NATO air strike kills at least eight women in Afghanistan
A NATO air strike in Afghanistan’s eastern province of Laghman has killed at least eight women, local officials say.
NATO has conceded that between five and eight civilians died as it targeted insurgents, and offered condolences.
Afghan President Hamid Karzai “strongly condemned” the deaths and has sent officials to the area to investigate.
Earlier on Sunday, four US soldiers with the NATO forces were killed in an attack by suspected Afghan police.
The attack in southern Zabul province brought to 51 the number of NATO troops killed in “insider attacks” this year, and came a day after two UK soldiers were killed at a checkpoint in Helmand by a man in police uniform.
Local officials in the remote area of Laghman said at least eight women had died, while provincial council member Gulzar Sangarwal said nine were dead.
Major Adam Wojack, a spokesman for the ISAF international forces, said between five and eight civilians could have been killed, and said an investigation was under way.
He said a group of some 45 insurgents had been targeted by an ISAF unit, and many had been killed.
“Unfortunately, we have become aware of possible ISAF-caused civilian casualties as a result of this strike, numbering five-eight Afghans,” he said.
“ISAF offers its sincerest condolences to the affected community and family members, as well as to the Afghan people, concerning this tragic loss of life.”
At least seven women were also reported to have been injured. Provincial health director Latif Qayumi said some of them injured were girls aged as young as 10.
The Laghman governor’s office said a number of civilians had gone to the mountains to collect wood and nuts from a forest in the Noarlam Saib valley, a common practice in the area.
The mountainous, highly forested terrain remote from government control make the area attractive to Taliban and other insurgent groups, correspondents say.
The issue of civilian deaths by international forces has created tensions between the US President Karzai.
In August, UN figures suggested the number of civilians killed and injured in the first half of 2012 had fallen 15% on the same period of 2011.
Analysts said increased sensitivity on both sides about the impact of civilian deaths had led to more carefully targeted attacks.
In his statement, President Hamid Karzai expressed his “sorrow” over the incident, saying he “strongly condemns the airstrike by NATO forces which resulted in the deaths of eight women”.
ISAF spokesman Lt. Col. Hagen Messers said the remote base in Zabul province came under attack in the early hours of the morning, AFP reports.
The US troops were scrambled to help the Afghans repel the attack, but four of them were shot dead by Afghans in police uniform.
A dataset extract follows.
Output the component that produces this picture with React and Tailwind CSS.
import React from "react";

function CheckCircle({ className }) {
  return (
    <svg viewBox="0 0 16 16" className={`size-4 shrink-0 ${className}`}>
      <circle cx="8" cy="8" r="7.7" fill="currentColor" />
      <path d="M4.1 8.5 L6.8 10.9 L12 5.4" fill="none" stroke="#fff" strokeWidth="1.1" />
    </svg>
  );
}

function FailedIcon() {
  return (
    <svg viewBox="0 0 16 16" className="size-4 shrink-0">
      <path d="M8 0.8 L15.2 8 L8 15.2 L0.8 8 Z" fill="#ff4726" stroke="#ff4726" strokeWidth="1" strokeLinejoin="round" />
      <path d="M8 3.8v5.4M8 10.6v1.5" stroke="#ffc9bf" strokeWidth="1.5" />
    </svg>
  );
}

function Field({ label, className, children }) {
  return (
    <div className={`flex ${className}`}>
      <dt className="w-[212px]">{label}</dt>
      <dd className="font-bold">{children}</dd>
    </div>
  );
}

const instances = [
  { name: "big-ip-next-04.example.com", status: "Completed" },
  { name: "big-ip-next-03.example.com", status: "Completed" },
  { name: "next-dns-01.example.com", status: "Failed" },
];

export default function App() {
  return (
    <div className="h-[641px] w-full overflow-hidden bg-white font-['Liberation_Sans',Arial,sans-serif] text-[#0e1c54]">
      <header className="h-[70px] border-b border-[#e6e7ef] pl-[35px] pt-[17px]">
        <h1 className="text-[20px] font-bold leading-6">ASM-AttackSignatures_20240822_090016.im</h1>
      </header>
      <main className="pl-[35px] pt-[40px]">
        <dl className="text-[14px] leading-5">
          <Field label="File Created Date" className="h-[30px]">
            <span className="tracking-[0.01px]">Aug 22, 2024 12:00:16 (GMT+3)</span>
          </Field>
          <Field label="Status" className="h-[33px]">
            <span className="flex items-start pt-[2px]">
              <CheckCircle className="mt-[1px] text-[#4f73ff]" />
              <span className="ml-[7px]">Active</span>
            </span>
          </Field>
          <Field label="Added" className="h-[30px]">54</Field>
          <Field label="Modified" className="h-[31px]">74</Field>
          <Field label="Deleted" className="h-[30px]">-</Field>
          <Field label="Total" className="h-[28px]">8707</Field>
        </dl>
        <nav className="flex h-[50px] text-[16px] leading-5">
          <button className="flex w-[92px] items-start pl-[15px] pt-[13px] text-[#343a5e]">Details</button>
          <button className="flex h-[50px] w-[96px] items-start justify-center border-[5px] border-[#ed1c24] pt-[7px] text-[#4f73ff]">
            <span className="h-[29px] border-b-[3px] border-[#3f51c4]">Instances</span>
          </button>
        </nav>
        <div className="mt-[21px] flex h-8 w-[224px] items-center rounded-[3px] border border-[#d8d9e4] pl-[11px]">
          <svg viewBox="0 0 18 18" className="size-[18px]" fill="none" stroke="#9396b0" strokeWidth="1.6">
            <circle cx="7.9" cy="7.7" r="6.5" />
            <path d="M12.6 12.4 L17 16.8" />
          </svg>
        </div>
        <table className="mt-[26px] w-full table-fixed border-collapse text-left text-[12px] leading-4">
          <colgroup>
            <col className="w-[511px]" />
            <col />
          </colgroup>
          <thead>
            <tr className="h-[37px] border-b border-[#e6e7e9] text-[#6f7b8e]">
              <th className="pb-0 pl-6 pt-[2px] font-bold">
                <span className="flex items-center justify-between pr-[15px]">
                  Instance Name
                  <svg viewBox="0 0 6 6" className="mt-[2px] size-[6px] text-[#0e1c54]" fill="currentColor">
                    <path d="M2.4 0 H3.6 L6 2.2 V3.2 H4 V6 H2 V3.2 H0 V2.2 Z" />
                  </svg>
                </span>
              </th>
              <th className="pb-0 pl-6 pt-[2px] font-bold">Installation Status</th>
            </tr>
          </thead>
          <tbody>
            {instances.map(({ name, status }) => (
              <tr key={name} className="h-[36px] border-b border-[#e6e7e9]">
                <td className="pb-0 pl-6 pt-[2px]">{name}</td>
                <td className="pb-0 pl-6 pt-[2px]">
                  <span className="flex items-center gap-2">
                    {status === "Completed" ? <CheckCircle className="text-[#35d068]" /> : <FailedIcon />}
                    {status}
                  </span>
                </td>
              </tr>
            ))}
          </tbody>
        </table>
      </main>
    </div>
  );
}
Officials said it was not yet clear whether the attacker or attackers were genuine police, but one provincial office told AFP that three or four known policemen had since disappeared from the base.
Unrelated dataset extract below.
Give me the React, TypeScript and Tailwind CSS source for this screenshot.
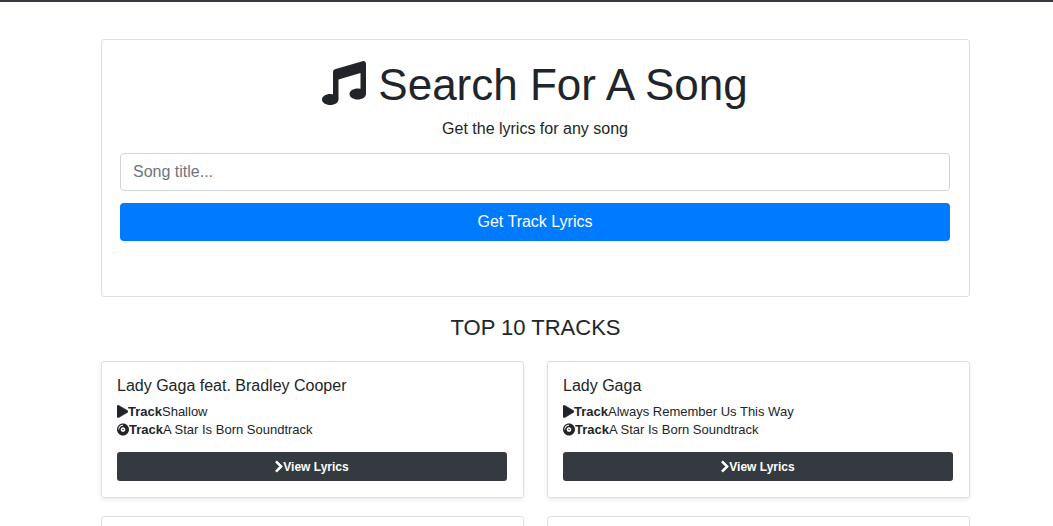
import { useState } from 'react';
import { FaChevronRight, FaCompactDisc, FaMusic, FaPlay } from 'react-icons/fa';

type Track = { id: number; artist: string; name: string; album: string };

const tracks: Track[] = [
  { id: 1, artist: 'Lady Gaga feat. Bradley Cooper', name: 'Shallow', album: 'A Star Is Born Soundtrack' },
  { id: 2, artist: 'Lady Gaga', name: 'Always Remember Us This Way', album: 'A Star Is Born Soundtrack' },
];

function SearchCard() {
  const [title, setTitle] = useState('');
  return (
    <section className="rounded-[3px] border border-[#dfdfdf] pt-[18px] pr-[19px] pb-[55px] pl-[18px]">
      <h1 className="flex items-center justify-center gap-[12px] text-[44px] leading-[54px]">
        <FaMusic aria-hidden="true" className="mb-[4px]" />
        Search For A Song
      </h1>
      <p className="mt-[4px] text-center text-[16px] leading-[26px]">Get the lyrics for any song</p>
      <form className="mt-[11px] flex flex-col gap-[12px]" onSubmit={(e) => e.preventDefault()}>
        <input
          type="text"
          aria-label="Song title"
          placeholder="Song title..."
          value={title}
          onChange={(e) => setTitle(e.target.value)}
          className="h-[38px] w-full rounded-[4px] border border-[#ced4da] px-[12px] text-[16px] placeholder:text-[#6c757d]"
        />
        <button type="submit" className="h-[38px] w-full rounded-[4px] bg-[#007bff] text-[16px] text-white">
          Get Track Lyrics
        </button>
      </form>
    </section>
  );
}

function TrackCard({ track }: { track: Track }) {
  return (
    <article className="rounded-[3px] border border-[#dfdfdf] pt-[14px] pr-[16px] pb-[16px] pl-[15px] shadow-[0_2px_4px_rgba(0,0,0,0.08)]">
      <h3 className="text-[16px] leading-[20px]">{track.artist}</h3>
      <div className="mt-[7px] text-[13px] leading-[18px]">
        <p className="flex items-center">
          <FaPlay aria-hidden="true" strokeWidth={20} className="mb-[2px] h-[13px] w-[11px]" />
          <strong className="font-bold">Track</strong>
          {track.name}
        </p>
        <p className="flex items-center">
          <FaCompactDisc aria-hidden="true" className="mb-[1px] h-[13px] w-[12px]" />
          <strong className="font-bold">Track</strong>
          {track.album}
        </p>
      </div>
      <a
        href={`#lyrics-${track.id}`}
        className="mt-[13px] flex h-[29px] items-center justify-center rounded-[3px] bg-[#343a40] text-[12px] font-bold text-white"
      >
        <FaChevronRight aria-hidden="true" strokeWidth={30} className="h-[13px] w-[8px]" />
        View Lyrics
      </a>
    </article>
  );
}

export default function App() {
  return (
    <div className="h-screen overflow-hidden bg-white font-['Liberation_Sans',Arial,sans-serif] text-[#212529]">
      <header className="h-[2px] bg-[#343a40]" />
      <main className="pt-[37px] pr-[83px] pl-[101px]">
        <SearchCard />
        <h2 className="mt-[18px] text-center text-[22px] leading-[26px]">TOP 10 TRACKS</h2>
        <div className="mt-[20px] grid grid-cols-2 gap-x-[23px] gap-y-[18px]">
          {tracks.map((track) => (
            <TrackCard key={track.id} track={track} />
          ))}
          <article className="h-[137px] rounded-[3px] border border-[#dfdfdf]" />
          <article className="h-[137px] rounded-[3px] border border-[#dfdfdf]" />
        </div>
      </main>
    </div>
  );
}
“At the moment, we don’t know where they have gone. We don’t know if they fled fearing arrest or if they are linked to the Taliban,” he said.
Zabul’s deputy police chief Ghulam Gilani told the Associated Press the police could have been forced into attacking the American troops.
“Whether they attacked the Americans willingly we don’t know,” he said.
Meanwhile, more details have also emerged of the scale of damage caused by an insurgent attack on NATO’s heavily fortified Camp Bastion base in Helmand province, in which two US marines were killed.
Militants breached the perimeter of the sprawling base in Helmand province, destroying six US Harrier aircraft and damaging two more, destroying three refueling stations and damaging six aircraft hangars.
NATO said 14 of the insurgents were killed and one was injured and taken into custody. Nine coalition personnel were wounded.
In a statement, NATO said the attack had been carried out by 15 insurgents dressed in US Army uniforms who “appeared to be well-equipped, trained and rehearsed”.